┌─ Recorded information
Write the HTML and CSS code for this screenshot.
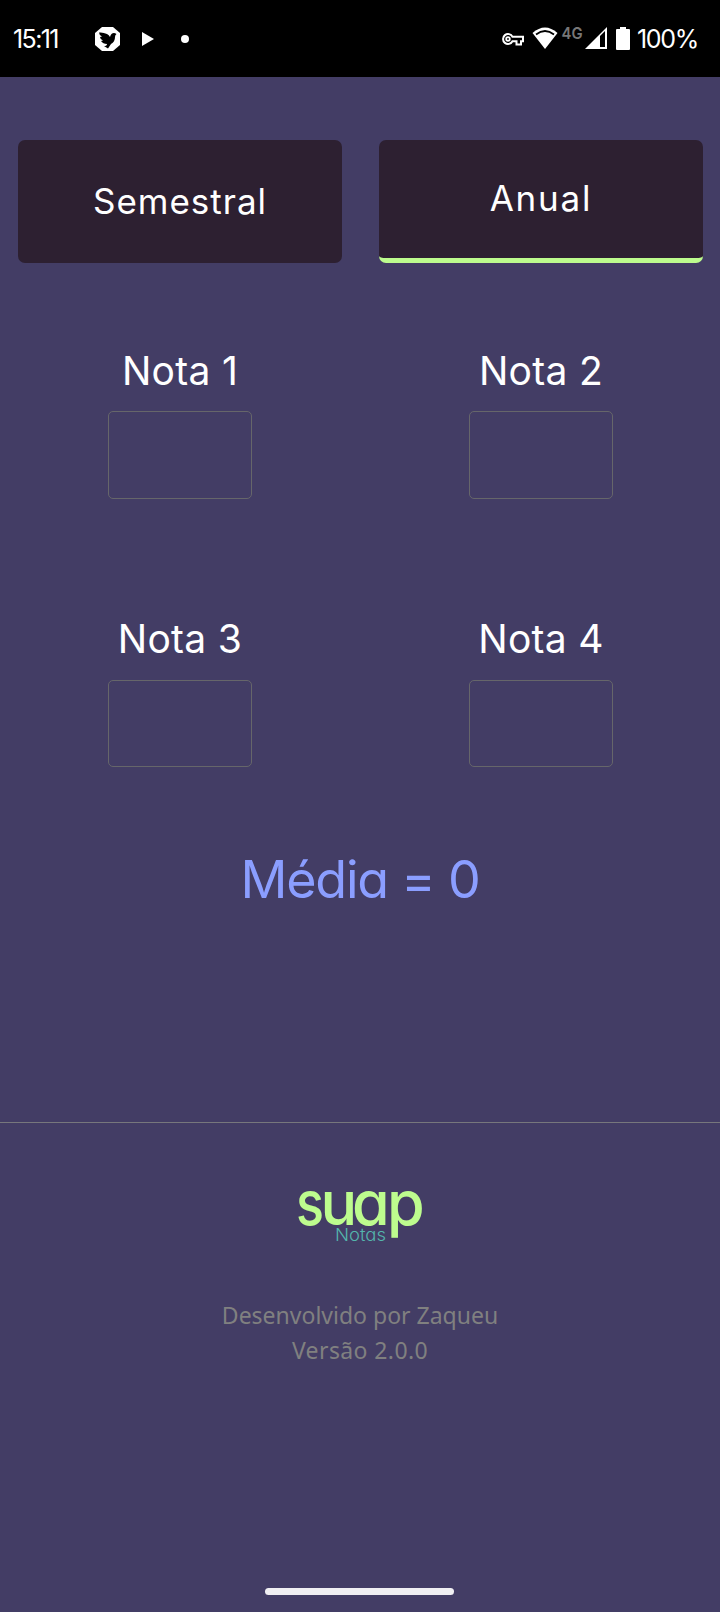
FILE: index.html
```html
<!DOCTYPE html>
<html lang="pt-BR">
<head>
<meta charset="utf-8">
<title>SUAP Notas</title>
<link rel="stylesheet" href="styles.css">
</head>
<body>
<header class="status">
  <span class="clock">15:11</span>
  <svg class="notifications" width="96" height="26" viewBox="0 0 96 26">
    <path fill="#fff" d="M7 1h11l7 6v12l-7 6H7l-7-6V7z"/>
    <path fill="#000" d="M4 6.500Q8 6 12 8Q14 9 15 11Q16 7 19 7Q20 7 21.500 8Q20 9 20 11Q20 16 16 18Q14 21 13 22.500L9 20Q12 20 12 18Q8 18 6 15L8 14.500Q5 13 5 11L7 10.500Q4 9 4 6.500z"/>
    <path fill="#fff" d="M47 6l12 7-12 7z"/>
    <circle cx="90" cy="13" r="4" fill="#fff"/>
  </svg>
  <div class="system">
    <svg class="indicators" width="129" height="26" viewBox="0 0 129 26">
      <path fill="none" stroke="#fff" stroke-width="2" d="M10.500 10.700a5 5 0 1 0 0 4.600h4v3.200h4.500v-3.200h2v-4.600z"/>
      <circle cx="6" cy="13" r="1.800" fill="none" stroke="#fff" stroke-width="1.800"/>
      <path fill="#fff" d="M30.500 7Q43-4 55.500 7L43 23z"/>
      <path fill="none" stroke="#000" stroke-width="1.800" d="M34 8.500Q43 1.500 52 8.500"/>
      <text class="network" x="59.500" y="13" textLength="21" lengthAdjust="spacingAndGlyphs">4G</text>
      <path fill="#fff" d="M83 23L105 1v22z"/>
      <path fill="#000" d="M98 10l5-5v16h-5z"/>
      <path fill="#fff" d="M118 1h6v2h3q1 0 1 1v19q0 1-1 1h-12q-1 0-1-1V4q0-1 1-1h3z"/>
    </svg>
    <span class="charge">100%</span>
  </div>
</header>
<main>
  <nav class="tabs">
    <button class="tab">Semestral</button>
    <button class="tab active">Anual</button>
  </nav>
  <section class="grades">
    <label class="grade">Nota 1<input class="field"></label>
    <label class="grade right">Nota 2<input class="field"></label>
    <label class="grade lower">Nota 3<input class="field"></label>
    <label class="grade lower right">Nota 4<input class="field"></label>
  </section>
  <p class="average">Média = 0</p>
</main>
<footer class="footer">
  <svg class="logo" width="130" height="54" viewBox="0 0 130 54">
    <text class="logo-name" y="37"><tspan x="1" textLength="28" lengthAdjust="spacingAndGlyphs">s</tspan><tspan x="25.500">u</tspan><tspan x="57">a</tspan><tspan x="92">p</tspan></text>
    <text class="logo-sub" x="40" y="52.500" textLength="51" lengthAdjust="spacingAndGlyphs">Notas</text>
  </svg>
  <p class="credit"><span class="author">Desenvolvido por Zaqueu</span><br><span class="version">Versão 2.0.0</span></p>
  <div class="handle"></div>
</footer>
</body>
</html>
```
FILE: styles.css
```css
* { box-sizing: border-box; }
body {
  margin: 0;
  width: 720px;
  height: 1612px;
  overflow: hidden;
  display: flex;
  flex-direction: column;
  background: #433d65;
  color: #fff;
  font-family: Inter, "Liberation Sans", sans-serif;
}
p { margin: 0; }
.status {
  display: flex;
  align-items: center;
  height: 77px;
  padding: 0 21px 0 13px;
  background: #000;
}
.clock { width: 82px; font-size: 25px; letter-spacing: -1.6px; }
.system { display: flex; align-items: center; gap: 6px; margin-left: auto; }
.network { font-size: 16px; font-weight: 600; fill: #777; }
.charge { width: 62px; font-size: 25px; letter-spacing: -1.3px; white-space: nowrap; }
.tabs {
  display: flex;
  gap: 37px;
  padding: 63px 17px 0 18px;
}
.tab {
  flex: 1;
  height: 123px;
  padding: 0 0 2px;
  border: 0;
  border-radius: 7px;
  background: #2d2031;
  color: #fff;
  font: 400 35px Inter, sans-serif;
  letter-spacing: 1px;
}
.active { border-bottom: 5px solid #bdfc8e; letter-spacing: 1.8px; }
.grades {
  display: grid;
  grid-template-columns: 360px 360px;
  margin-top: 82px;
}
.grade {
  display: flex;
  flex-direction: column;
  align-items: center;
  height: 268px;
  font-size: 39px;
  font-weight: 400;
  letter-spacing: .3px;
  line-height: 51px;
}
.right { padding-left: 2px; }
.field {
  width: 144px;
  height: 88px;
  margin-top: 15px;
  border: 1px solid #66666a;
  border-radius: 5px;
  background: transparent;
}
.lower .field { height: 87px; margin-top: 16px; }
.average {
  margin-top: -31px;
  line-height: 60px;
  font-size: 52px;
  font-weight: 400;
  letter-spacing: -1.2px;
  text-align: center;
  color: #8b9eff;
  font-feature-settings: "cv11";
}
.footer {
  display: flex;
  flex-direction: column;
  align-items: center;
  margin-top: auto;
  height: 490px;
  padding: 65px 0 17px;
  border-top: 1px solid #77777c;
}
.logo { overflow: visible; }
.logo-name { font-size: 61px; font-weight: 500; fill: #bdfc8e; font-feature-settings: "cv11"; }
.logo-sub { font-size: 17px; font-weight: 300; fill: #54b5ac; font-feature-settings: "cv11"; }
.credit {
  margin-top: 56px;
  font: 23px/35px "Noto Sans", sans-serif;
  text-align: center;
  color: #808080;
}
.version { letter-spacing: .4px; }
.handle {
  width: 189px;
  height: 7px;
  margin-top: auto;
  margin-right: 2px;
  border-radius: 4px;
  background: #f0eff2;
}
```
└─
What you need to do: Take the listing above and print it exactly, apart from the pictures.

Solved exercise:
Write the HTML and CSS code for this screenshot.
FILE: index.html
```html
<!DOCTYPE html>
<html lang="pt-BR">
<head>
<meta charset="utf-8">
<title>SUAP Notas</title>
<link rel="stylesheet" href="styles.css">
</head>
<body>
<header class="status">
  <span class="clock">15:11</span>
  <svg class="notifications" width="96" height="26" viewBox="0 0 96 26">
    <path fill="#fff" d="M7 1h11l7 6v12l-7 6H7l-7-6V7z"/>
    <path fill="#000" d="M4 6.500Q8 6 12 8Q14 9 15 11Q16 7 19 7Q20 7 21.500 8Q20 9 20 11Q20 16 16 18Q14 21 13 22.500L9 20Q12 20 12 18Q8 18 6 15L8 14.500Q5 13 5 11L7 10.500Q4 9 4 6.500z"/>
    <path fill="#fff" d="M47 6l12 7-12 7z"/>
    <circle cx="90" cy="13" r="4" fill="#fff"/>
  </svg>
  <div class="system">
    <svg class="indicators" width="129" height="26" viewBox="0 0 129 26">
      <path fill="none" stroke="#fff" stroke-width="2" d="M10.500 10.700a5 5 0 1 0 0 4.600h4v3.200h4.500v-3.200h2v-4.600z"/>
      <circle cx="6" cy="13" r="1.800" fill="none" stroke="#fff" stroke-width="1.800"/>
      <path fill="#fff" d="M30.500 7Q43-4 55.500 7L43 23z"/>
      <path fill="none" stroke="#000" stroke-width="1.800" d="M34 8.500Q43 1.500 52 8.500"/>
      <text class="network" x="59.500" y="13" textLength="21" lengthAdjust="spacingAndGlyphs">4G</text>
      <path fill="#fff" d="M83 23L105 1v22z"/>
      <path fill="#000" d="M98 10l5-5v16h-5z"/>
      <path fill="#fff" d="M118 1h6v2h3q1 0 1 1v19q0 1-1 1h-12q-1 0-1-1V4q0-1 1-1h3z"/>
    </svg>
    <span class="charge">100%</span>
  </div>
</header>
<main>
  <nav class="tabs">
    <button class="tab">Semestral</button>
    <button class="tab active">Anual</button>
  </nav>
  <section class="grades">
    <label class="grade">Nota 1<input class="field"></label>
    <label class="grade right">Nota 2<input class="field"></label>
    <label class="grade lower">Nota 3<input class="field"></label>
    <label class="grade lower right">Nota 4<input class="field"></label>
  </section>
  <p class="average">Média = 0</p>
</main>
<footer class="footer">
  <svg class="logo" width="130" height="54" viewBox="0 0 130 54">
    <text class="logo-name" y="37"><tspan x="1" textLength="28" lengthAdjust="spacingAndGlyphs">s</tspan><tspan x="25.500">u</tspan><tspan x="57">a</tspan><tspan x="92">p</tspan></text>
    <text class="logo-sub" x="40" y="52.500" textLength="51" lengthAdjust="spacingAndGlyphs">Notas</text>
  </svg>
  <p class="credit"><span class="author">Desenvolvido por Zaqueu</span><br><span class="version">Versão 2.0.0</span></p>
  <div class="handle"></div>
</footer>
</body>
</html>
```
FILE: styles.css
```css
* { box-sizing: border-box; }
body {
  margin: 0;
  width: 720px;
  height: 1612px;
  overflow: hidden;
  display: flex;
  flex-direction: column;
  background: #433d65;
  color: #fff;
  font-family: Inter, "Liberation Sans", sans-serif;
}
p { margin: 0; }
.status {
  display: flex;
  align-items: center;
  height: 77px;
  padding: 0 21px 0 13px;
  background: #000;
}
.clock { width: 82px; font-size: 25px; letter-spacing: -1.6px; }
.system { display: flex; align-items: center; gap: 6px; margin-left: auto; }
.network { font-size: 16px; font-weight: 600; fill: #777; }
.charge { width: 62px; font-size: 25px; letter-spacing: -1.3px; white-space: nowrap; }
.tabs {
  display: flex;
  gap: 37px;
  padding: 63px 17px 0 18px;
}
.tab {
  flex: 1;
  height: 123px;
  padding: 0 0 2px;
  border: 0;
  border-radius: 7px;
  background: #2d2031;
  color: #fff;
  font: 400 35px Inter, sans-serif;
  letter-spacing: 1px;
}
.active { border-bottom: 5px solid #bdfc8e; letter-spacing: 1.8px; }
.grades {
  display: grid;
  grid-template-columns: 360px 360px;
  margin-top: 82px;
}
.grade {
  display: flex;
  flex-direction: column;
  align-items: center;
  height: 268px;
  font-size: 39px;
  font-weight: 400;
  letter-spacing: .3px;
  line-height: 51px;
}
.right { padding-left: 2px; }
.field {
  width: 144px;
  height: 88px;
  margin-top: 15px;
  border: 1px solid #66666a;
  border-radius: 5px;
  background: transparent;
}
.lower .field { height: 87px; margin-top: 16px; }
.average {
  margin-top: -31px;
  line-height: 60px;
  font-size: 52px;
  font-weight: 400;
  letter-spacing: -1.2px;
  text-align: center;
  color: #8b9eff;
  font-feature-settings: "cv11";
}
.footer {
  display: flex;
  flex-direction: column;
  align-items: center;
  margin-top: auto;
  height: 490px;
  padding: 65px 0 17px;
  border-top: 1px solid #77777c;
}
.logo { overflow: visible; }
.logo-name { font-size: 61px; font-weight: 500; fill: #bdfc8e; font-feature-settings: "cv11"; }
.logo-sub { font-size: 17px; font-weight: 300; fill: #54b5ac; font-feature-settings: "cv11"; }
.credit {
  margin-top: 56px;
  font: 23px/35px "Noto Sans", sans-serif;
  text-align: center;
  color: #808080;
}
.version { letter-spacing: .4px; }
.handle {
  width: 189px;
  height: 7px;
  margin-top: auto;
  margin-right: 2px;
  border-radius: 4px;
  background: #f0eff2;
}
```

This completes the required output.